Scientists explain what will happen when the sun dies
Ever imagined what would happen when the sun will die? Astronomers have recently listed out some predictions that can happen when our sun eventually dies after approximately five billion years.
A team of international astronomers predicted the aftermath of the sun’s death. As per their predictions, the sun will transform into a huge ring of luminous, interstellar gas and dust that as known as planetary nebula.
Science Daily explains, planetary nebula marks the end of about 90% of all stars active lives and traces the star’s conversion from a red giant to a sunken white dwarf. However, the astronomers were not sure if the sun will have the same fate or not. Thus, they conducted an experiment.
As published in the journal Nature Academy, the team created a new stellar, data-model that can predict stars’ lifecycle. The model was used for brightness (luminosity) prediction of the ejected envelope – various ages and masses for stars.
The sun will soon get dimmer and cooler
Earth’s sun is medium-sized as compared to other distant stars that led to scientists wonder if it would make the sun behave differently after its death. The model, with its updated calculations of mass of individual stars, resulted that sun is just barely big enough to act alike to some distant stars after their deaths.
Albert Zijlstra explained, “When a star dies, it ejects a mass of gas and dust - known as its envelope - into space. The envelope can be as much as half the star’s mass. This reveals the star’s core, which by this point in the star’s life is running out of fuel, eventually turning off and before finally dying.”
According to Quartz, sun will one day transform into a bright ring of cosmic dust, similar to the fate of other medium-sized stars.
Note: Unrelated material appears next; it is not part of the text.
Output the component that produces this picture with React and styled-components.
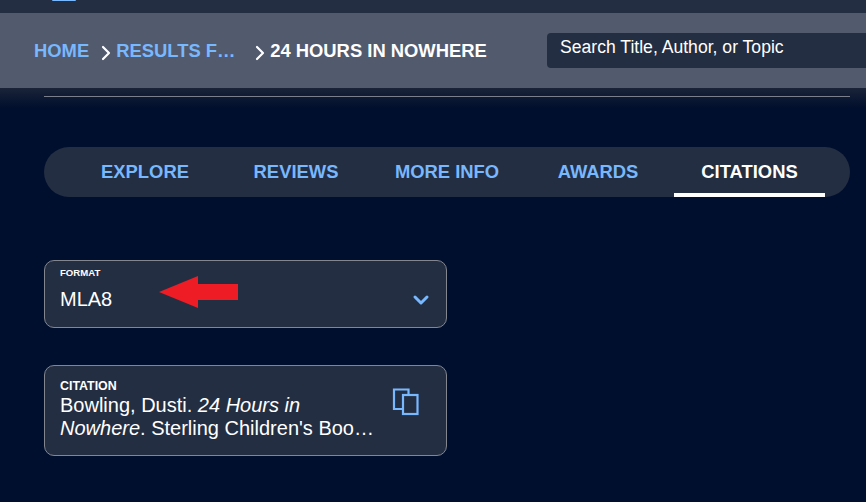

After their death, the stars experience many activities including the extreme loss of mass. It creates a ‘superwind’ effect that pushes large quantities of dust outwards, creating a bright nebulous ring around it. The star then enters a 10,000-year cooling stage before finally disappearing.
The model also solved a 25-year-old mystery about the brightness of sun’s luminous dust. New data suggests that the sun is big enough to give off a bright ring of light.
Zijlstra expressed, “We found that stars with mass less than 1.1 times the mass of the sun produce fainter nebula, and stars more massive than 3 solar masses brighter nebulae, but for the rest the predicted brightness is very close to what had been observed. Problem solved, after 25 years!”